山川穂高が語るアーチストの「第6感」…“今年初見”のカーブを1振りで仕留められた理由

ソフトバンク・山川穂高【写真:竹村岳】
ソフトバンク・山川穂高【写真:竹村岳】

山川が3試合連続本塁打となる22号2ラン…好投の楽天瀧中から価値ある一発

 これぞ「アーチスト」と呼ぶにふさわしい打球だった。11日の楽天戦(みずほPayPayドーム)。0-0で迎えた4回無死一塁で山川穂高内野手が甘く入ってきたカーブを豪快に振り抜いた。ここまで好投を続けていた楽天先発の瀧中から放った価値ある先制の22号2ランは左中間スタンドに突き刺さった。

「なかなか(瀧中は)打てそうで打てないピッチャーなんですけどね。コーナーを丁寧に突かれながらでしたけど、カーブの失投を1球で仕留めたところはさすがですね」。小久保裕紀監督も笑みを浮かべた主砲の一発は、山川自身にとって3試合連続のアーチとなった。
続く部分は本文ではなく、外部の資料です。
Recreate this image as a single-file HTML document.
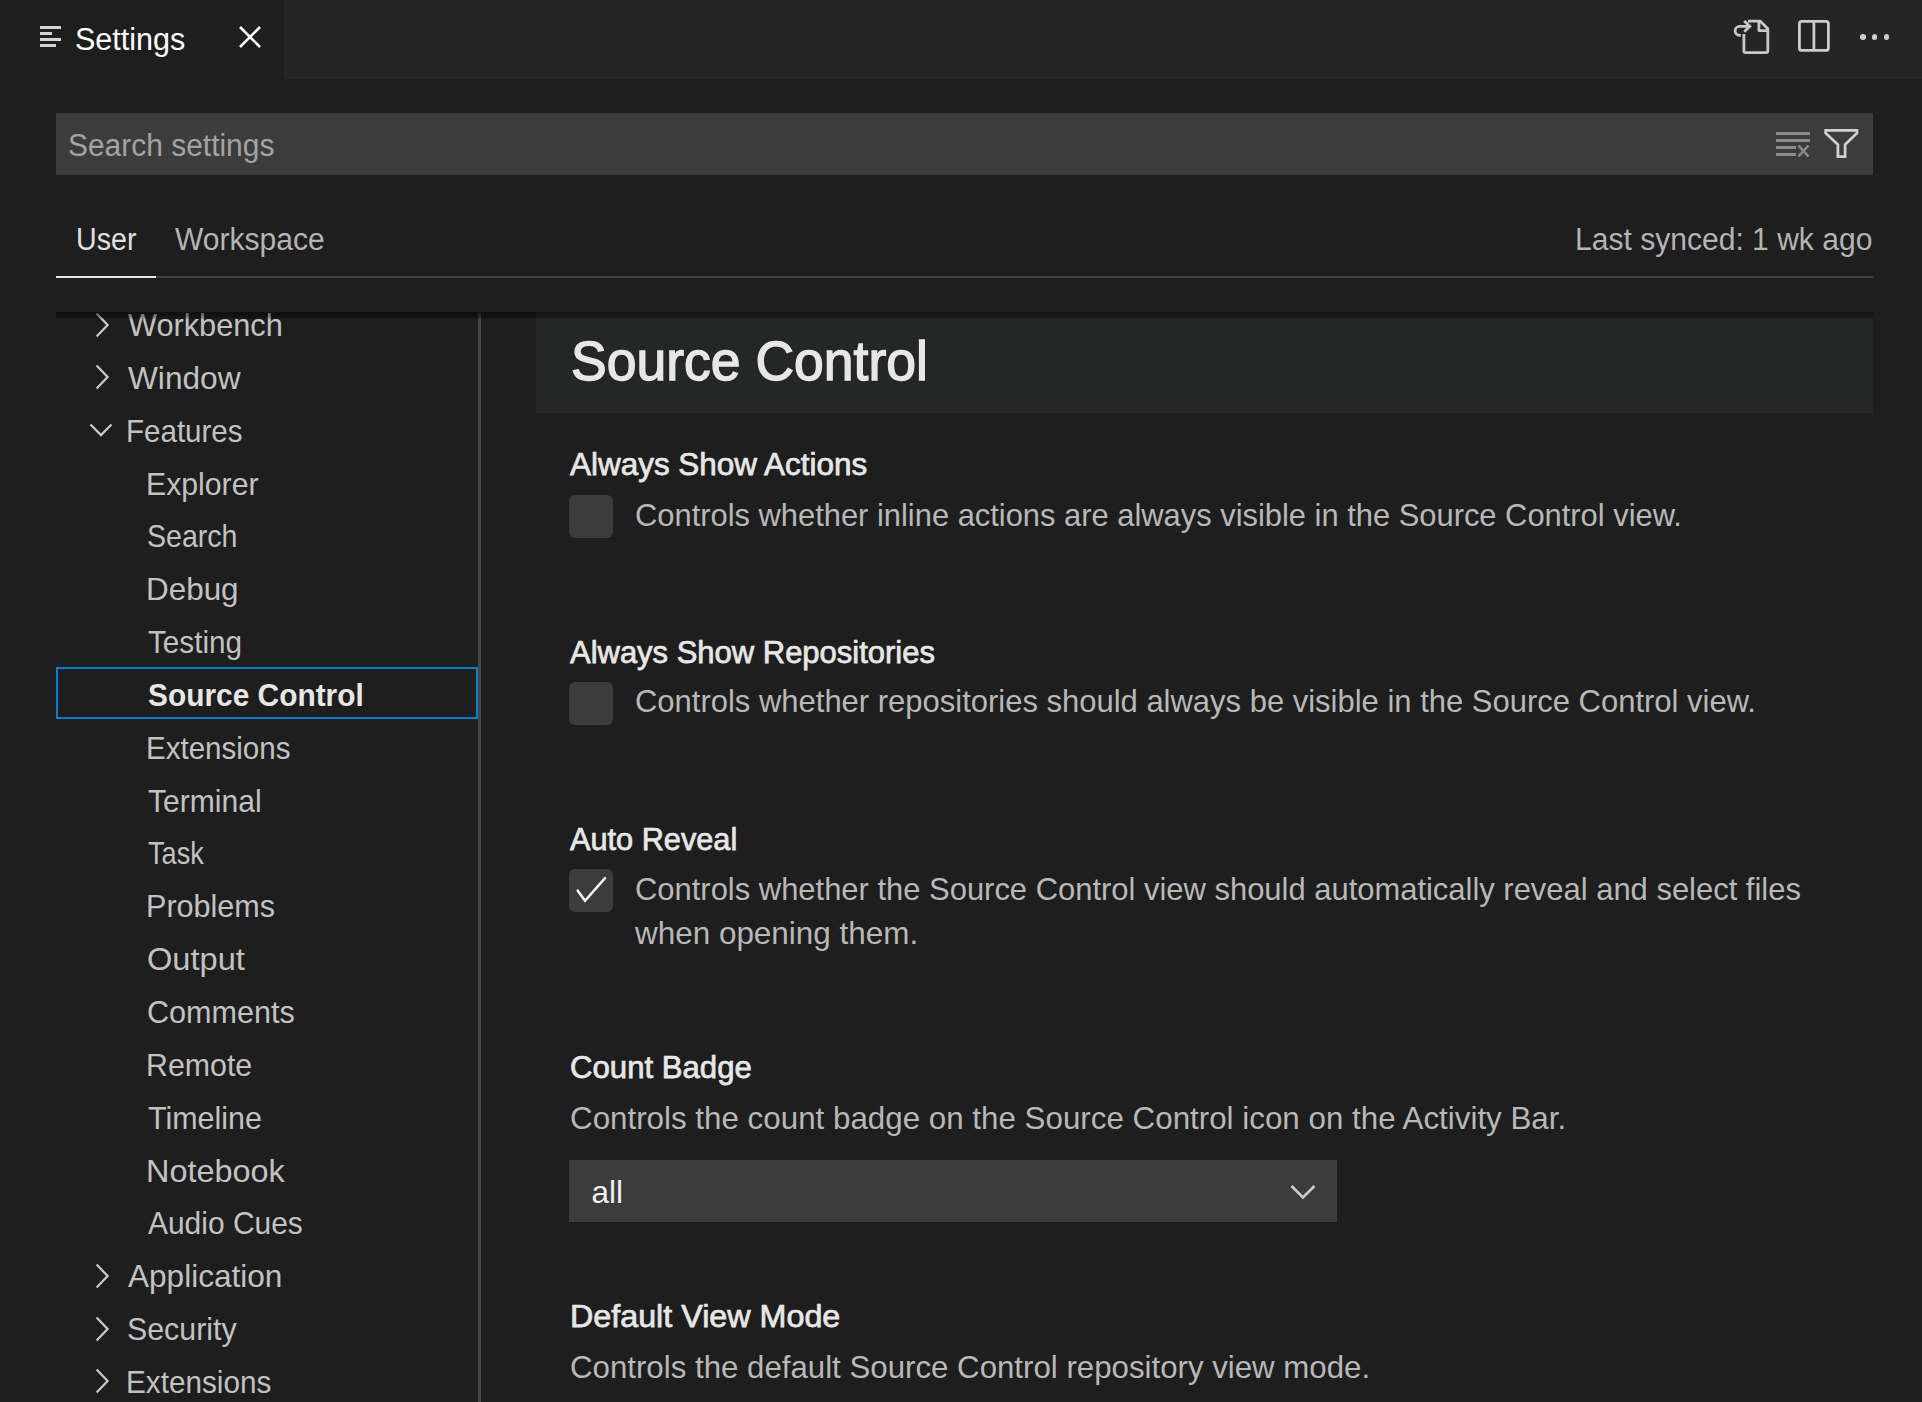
<!DOCTYPE html>
<html><head><meta charset="utf-8"><style>
html,body{margin:0;padding:0;width:1922px;height:1402px;overflow:hidden;background:#1e1e1e;}
body{position:relative;font-family:"Liberation Sans",sans-serif;}
.t{position:absolute;white-space:nowrap;line-height:100px;height:100px;transform-origin:0 0;}
</style></head><body>
<div style="position:absolute;left:0;top:0;width:1922px;height:79px;background:#252526"></div>
<div style="position:absolute;left:0;top:0;width:284px;height:79px;background:#1e1e1e"></div>
<div style="position:absolute;left:40px;top:26px;width:21px;height:3px;background:#d4d4d4"></div>
<div style="position:absolute;left:40px;top:32px;width:12px;height:3px;background:#d4d4d4"></div>
<div style="position:absolute;left:40px;top:38px;width:21px;height:3px;background:#d4d4d4"></div>
<div style="position:absolute;left:40px;top:44px;width:16px;height:3px;background:#d4d4d4"></div>
<div class="t" style="left:74.80px;top:-9.94px;font-size:31px;font-weight:400;color:#ffffff;transform:scaleX(0.9839);">Settings</div>
<svg style="position:absolute;left:236px;top:23px" width="28" height="28" viewBox="0 0 28 28"><path d="M4 4L24 24M24 4L4 24" stroke="#ffffff" stroke-width="2.6" fill="none"/></svg>
<svg style="position:absolute;left:1720px;top:10px" width="180" height="60" viewBox="1720 10 180 60">
<g fill="none" stroke="#c8c8c8" stroke-width="2.8" stroke-linejoin="round">
<path d="M1748 21.2 L1760.3 21.2 L1767.8 28.7 L1767.8 50.8 Q1767.8 52.6 1766 52.6 L1745.7 52.6 Q1743.9 52.6 1743.9 50.8 L1743.9 34"/>
<path d="M1758.9 21.2 L1758.9 30.6 L1767.8 30.6"/>
<path d="M1749 26.3 L1739.6 26.3 A4.5 4.5 0 0 0 1739.6 35.3 L1740.8 35.3"/>
<path d="M1744.2 20.9 L1749.8 26.3 L1744.2 31.7" stroke-linejoin="miter"/>
</g></svg>
<svg style="position:absolute;left:1792px;top:14px" width="44" height="44" viewBox="0 0 44 44">
<g fill="none" stroke="#cccccc" stroke-width="2.8">
<rect x="7.4" y="7.4" width="29" height="29" rx="2.5"/>
<path d="M21.9 7.4 L21.9 36.4"/>
</g></svg>
<div style="position:absolute;left:1860.0px;top:34.4px;width:5.6px;height:5.6px;border-radius:50%;background:#cccccc"></div>
<div style="position:absolute;left:1871.9px;top:34.4px;width:5.6px;height:5.6px;border-radius:50%;background:#cccccc"></div>
<div style="position:absolute;left:1883.9px;top:34.4px;width:5.6px;height:5.6px;border-radius:50%;background:#cccccc"></div>
<div style="position:absolute;left:56px;top:113px;width:1817px;height:62px;background:#3c3c3c"></div>
<div class="t" style="left:68.40px;top:96.06px;font-size:31px;font-weight:400;color:#a3a3a3;transform:scaleX(0.9659);">Search settings</div>
<div style="position:absolute;left:1776px;top:131.8px;width:34px;height:3px;background:#8b8b8b"></div>
<div style="position:absolute;left:1776px;top:138.8px;width:34px;height:3px;background:#8b8b8b"></div>
<div style="position:absolute;left:1776px;top:145.9px;width:20px;height:3px;background:#8b8b8b"></div>
<div style="position:absolute;left:1776px;top:152.9px;width:20px;height:3px;background:#8b8b8b"></div>
<svg style="position:absolute;left:1796px;top:144px" width="15" height="14" viewBox="0 0 15 14"><path d="M2.5 1.5L12.5 12.5M12.5 1.5L2.5 12.5" stroke="#8b8b8b" stroke-width="2.6" fill="none"/></svg>
<svg style="position:absolute;left:1800px;top:110px" width="80" height="60" viewBox="1800 110 80 60">
<path d="M1825.7 130.4 L1856.9 130.4 L1856.9 133.2 L1845.1 144.6 L1845.1 156.6 L1837.9 156.6 L1837.9 144.6 L1825.7 133.2 Z" fill="none" stroke="#d0d0d0" stroke-width="2.8" stroke-linejoin="miter"/>
</svg>
<div class="t" style="left:76.40px;top:190.26px;font-size:31px;font-weight:400;color:#e0e0e0;transform:scaleX(0.9230);">User</div>
<div class="t" style="left:175.20px;top:190.26px;font-size:31px;font-weight:400;color:#b4b4b4;transform:scaleX(0.9691);">Workspace</div>
<div class="t" style="left:1574.80px;top:190.26px;font-size:31px;font-weight:400;color:#b4b4b4;transform:scaleX(0.9695);">Last synced: 1 wk ago</div>
<div style="position:absolute;left:56px;top:276px;width:1817px;height:2px;background:#404040"></div>
<div style="position:absolute;left:56px;top:276px;width:100px;height:2px;background:#e7e7e7"></div>
<div id="tree" style="position:absolute;left:56px;top:313px;width:424px;height:1089px;overflow:hidden">
<div class="t" style="left:72.00px;top:-37.91px;font-size:31.5px;font-weight:400;color:#c2c2c2;transform:scaleX(0.9751);">Workbench</div>
<svg style="position:absolute;left:36.5px;top:-2.5px" width="20" height="28" viewBox="0 0 20 28"><path d="M3.6 2.5 L14.6 14 L3.6 25.5" fill="none" stroke="#c8c8c8" stroke-width="2.3"/></svg>
<div class="t" style="left:72.00px;top:14.93px;font-size:31.5px;font-weight:400;color:#c2c2c2;transform:scaleX(1.0044);">Window</div>
<svg style="position:absolute;left:36.5px;top:50.3px" width="20" height="28" viewBox="0 0 20 28"><path d="M3.6 2.5 L14.6 14 L3.6 25.5" fill="none" stroke="#c8c8c8" stroke-width="2.3"/></svg>
<div class="t" style="left:70.00px;top:67.77px;font-size:31.5px;font-weight:400;color:#c2c2c2;transform:scaleX(0.9373);">Features</div>
<svg style="position:absolute;left:31.0px;top:107.2px" width="28" height="20" viewBox="0 0 28 20"><path d="M3.5 4.5 L14 15 L24.5 4.5" fill="none" stroke="#c8c8c8" stroke-width="2.3"/></svg>
<div class="t" style="left:89.90px;top:120.61px;font-size:31.5px;font-weight:400;color:#c2c2c2;transform:scaleX(0.9590);">Explorer</div>
<div class="t" style="left:90.90px;top:173.45px;font-size:31.5px;font-weight:400;color:#c2c2c2;transform:scaleX(0.9059);">Search</div>
<div class="t" style="left:89.90px;top:226.29px;font-size:31.5px;font-weight:400;color:#c2c2c2;transform:scaleX(0.9975);">Debug</div>
<div class="t" style="left:91.90px;top:279.13px;font-size:31.5px;font-weight:400;color:#c2c2c2;transform:scaleX(0.9430);">Testing</div>
<div class="t" style="left:91.90px;top:331.97px;font-size:31.5px;font-weight:700;color:#e7e7e7;transform:scaleX(0.9485);">Source Control</div>
<div style="position:absolute;left:0px;top:354.2px;width:422px;height:52px;box-sizing:border-box;border:2px solid #007fd4"></div>
<div class="t" style="left:89.90px;top:384.81px;font-size:31.5px;font-weight:400;color:#c2c2c2;transform:scaleX(0.9377);">Extensions</div>
<div class="t" style="left:91.90px;top:437.65px;font-size:31.5px;font-weight:400;color:#c2c2c2;transform:scaleX(0.9543);">Terminal</div>
<div class="t" style="left:91.90px;top:490.49px;font-size:31.5px;font-weight:400;color:#c2c2c2;transform:scaleX(0.8608);">Task</div>
<div class="t" style="left:89.90px;top:543.33px;font-size:31.5px;font-weight:400;color:#c2c2c2;transform:scaleX(0.9703);">Problems</div>
<div class="t" style="left:90.90px;top:596.17px;font-size:31.5px;font-weight:400;color:#c2c2c2;transform:scaleX(1.0342);">Output</div>
<div class="t" style="left:90.90px;top:649.01px;font-size:31.5px;font-weight:400;color:#c2c2c2;transform:scaleX(0.9711);">Comments</div>
<div class="t" style="left:89.90px;top:701.85px;font-size:31.5px;font-weight:400;color:#c2c2c2;transform:scaleX(0.9630);">Remote</div>
<div class="t" style="left:91.90px;top:754.69px;font-size:31.5px;font-weight:400;color:#c2c2c2;transform:scaleX(0.9671);">Timeline</div>
<div class="t" style="left:89.90px;top:807.53px;font-size:31.5px;font-weight:400;color:#c2c2c2;transform:scaleX(1.0288);">Notebook</div>
<div class="t" style="left:91.90px;top:860.37px;font-size:31.5px;font-weight:400;color:#c2c2c2;transform:scaleX(0.9505);">Audio Cues</div>
<div class="t" style="left:72.00px;top:913.21px;font-size:31.5px;font-weight:400;color:#c2c2c2;transform:scaleX(1.0020);">Application</div>
<svg style="position:absolute;left:36.5px;top:948.6px" width="20" height="28" viewBox="0 0 20 28"><path d="M3.6 2.5 L14.6 14 L3.6 25.5" fill="none" stroke="#c8c8c8" stroke-width="2.3"/></svg>
<div class="t" style="left:71.00px;top:966.05px;font-size:31.5px;font-weight:400;color:#c2c2c2;transform:scaleX(0.9633);">Security</div>
<svg style="position:absolute;left:36.5px;top:1001.5px" width="20" height="28" viewBox="0 0 20 28"><path d="M3.6 2.5 L14.6 14 L3.6 25.5" fill="none" stroke="#c8c8c8" stroke-width="2.3"/></svg>
<div class="t" style="left:70.00px;top:1018.89px;font-size:31.5px;font-weight:400;color:#c2c2c2;transform:scaleX(0.9436);">Extensions</div>
<svg style="position:absolute;left:36.5px;top:1054.3px" width="20" height="28" viewBox="0 0 20 28"><path d="M3.6 2.5 L14.6 14 L3.6 25.5" fill="none" stroke="#c8c8c8" stroke-width="2.3"/></svg>
</div>
<div style="position:absolute;left:478px;top:313px;width:3px;height:1089px;background:#444444"></div>
<div style="position:absolute;left:536px;top:313px;width:1337px;height:100px;background:#252727"></div>
<div class="t" style="left:570.60px;top:310.64px;font-size:55px;font-weight:400;color:#e7e7e7;transform:scaleX(0.9729);-webkit-text-stroke:1.4px #e7e7e7;">Source Control</div>
<div class="t" style="left:570.00px;top:414.09px;font-size:31.5px;font-weight:400;color:#e7e7e7;transform:scaleX(0.9985);-webkit-text-stroke:0.75px #e7e7e7;">Always Show Actions</div>
<div style="position:absolute;left:569px;top:495.0px;width:44px;height:43px;border-radius:6px;background:#3c3c3c"></div>
<div class="t" style="left:634.60px;top:465.39px;font-size:31.5px;font-weight:400;color:#b8b8b8;transform:scaleX(0.9802);">Controls whether inline actions are always visible in the Source Control view.</div>
<div class="t" style="left:570.00px;top:601.99px;font-size:31.5px;font-weight:400;color:#e7e7e7;transform:scaleX(0.9831);-webkit-text-stroke:0.75px #e7e7e7;">Always Show Repositories</div>
<div style="position:absolute;left:569px;top:682.0px;width:44px;height:43px;border-radius:6px;background:#3c3c3c"></div>
<div class="t" style="left:634.60px;top:651.49px;font-size:31.5px;font-weight:400;color:#b8b8b8;transform:scaleX(0.9834);">Controls whether repositories should always be visible in the Source Control view.</div>
<div class="t" style="left:570.00px;top:789.09px;font-size:31.5px;font-weight:400;color:#e7e7e7;transform:scaleX(0.9743);-webkit-text-stroke:0.75px #e7e7e7;">Auto Reveal</div>
<div style="position:absolute;left:569px;top:869.0px;width:44px;height:43px;border-radius:6px;background:#3c3c3c"></div><svg style="position:absolute;left:569px;top:869.0px" width="44" height="43" viewBox="0 0 44 43"><path d="M8.6 21.6 L16 31.8 L36 9.2" fill="none" stroke="#f4f4f4" stroke-width="2.5" stroke-linecap="round"/></svg>
<div class="t" style="left:634.60px;top:839.39px;font-size:31.5px;font-weight:400;color:#b8b8b8;transform:scaleX(0.9821);">Controls whether the Source Control view should automatically reveal and select files</div>
<div class="t" style="left:635.36px;top:883.09px;font-size:31.5px;font-weight:400;color:#b8b8b8;transform:scaleX(0.9981);">when opening them.</div>
<div class="t" style="left:570.00px;top:1017.29px;font-size:31.5px;font-weight:400;color:#e7e7e7;transform:scaleX(0.9886);-webkit-text-stroke:0.75px #e7e7e7;">Count Badge</div>
<div class="t" style="left:570.00px;top:1068.09px;font-size:31.5px;font-weight:400;color:#b8b8b8;transform:scaleX(0.9946);">Controls the count badge on the Source Control icon on the Activity Bar.</div>
<div style="position:absolute;left:569px;top:1160px;width:768px;height:62px;background:#3c3c3c"></div>
<div class="t" style="left:591.50px;top:1141.69px;font-size:31.5px;font-weight:400;color:#f0f0f0;transform:scaleX(1.0000);">all</div>
<svg style="position:absolute;left:1287px;top:1178px" width="32" height="26" viewBox="0 0 32 26"><path d="M4.5 8 L15.9 19.5 L27.5 8" fill="none" stroke="#cccccc" stroke-width="2.6"/></svg>
<div class="t" style="left:570.00px;top:1266.09px;font-size:31.5px;font-weight:400;color:#e7e7e7;transform:scaleX(1.0246);-webkit-text-stroke:0.75px #e7e7e7;">Default View Mode</div>
<div class="t" style="left:570.00px;top:1316.59px;font-size:31.5px;font-weight:400;color:#b8b8b8;transform:scaleX(0.9913);">Controls the default Source Control repository view mode.</div>
<div style="position:absolute;left:56px;top:312px;width:1817px;height:7px;background:linear-gradient(rgba(0,0,0,0.5),rgba(0,0,0,0.35) 70%,rgba(0,0,0,0.1))"></div>
</body></html>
 瀧中とは今季初対戦で、空振り三振に終わった1打席目はカーブが1球も来なかった。2打席目の2ランは、いわば「今年初見」だったボールを完ぺきにとらえたことになる。試合後、山川はアーチストだからこそ持ちえる「第6感」と「感性」について明かしてくれた。

「瀧中投手のカーブっていうのは非常に抜けるというか、遅いカーブなので。それは頭から外さなかったです。そういう意味ではうまく対応できたのかなと思います」。相手からすれば初球から裏をかこうと選んだボール。それを一振りで仕留めたことで、大きなダメージを与えることに成功した形だ。

 瀧中との対戦成績は通算で22打数10安打の打率.455、2本塁打と圧倒している。「相性はあると思いますけど、相性がいいからといって『きょうは打てる』と思っているかといったら、そうでもないので」。それならば“悪い相性”は気にしないのか。そこは山川ならでは答えが返ってきた。

3試合連続本塁打となる22号2ランを放ったソフトバンク・山川穂高【写真:竹村岳】
3試合連続本塁打となる22号2ランを放ったソフトバンク・山川穂高【写真:竹村岳】

「うーん……。悪い方は気にするというか、対策はしますよね。やっぱり悪いままだと一生打てない。やっぱりプロのピッチャーなので。対策を練って何を狙っていくのか、どこで始動するのかとか。そういう対策はとりますね」。豪快な打撃の背景にある繊細さこそが、これまで240本ものアーチを積み重ねられてきた理由だ。

 3試合連続本塁打を放っていることもあり、自身の状態は「いいと思います」ときっぱり言い切った。好調な時期に本塁打を積み重ねたいところだが、「そううまくいかないことは分かっている」と言う。

「やっぱり、大体は3試合連続で終わるじゃないですか。4試合目っていうのは、なかなか打たせてくれないんですよね。(自身の最長は)4試合連続ですけど、それより1カードで1本というのは年間を通して思っていることなので。明日も打てるに越したことはないんですけど、謙虚に、足元を見つめ直してしっかりやっていくだけかなと」

 この日のお立ち台では、今後の目標に「30(本塁打)はいきたいですね」と、やや控えめに宣言した。「本数は1本ずつしか増やしていけないので。やっぱり先を見てもしょうがないし、現実的に今から40本打つとなったら、とんでもないペースになるので。どうしても6月とかに打てなかった分は、そんな急激には取り戻せない」。

 豪快なスイングとド派手なパフォーマンスが代名詞ではあるものの、アーチスト山川を形作っているのは繊細さや冷静な自己分析だ。“アーチストの流儀”は、どこまでも興味深いものだった。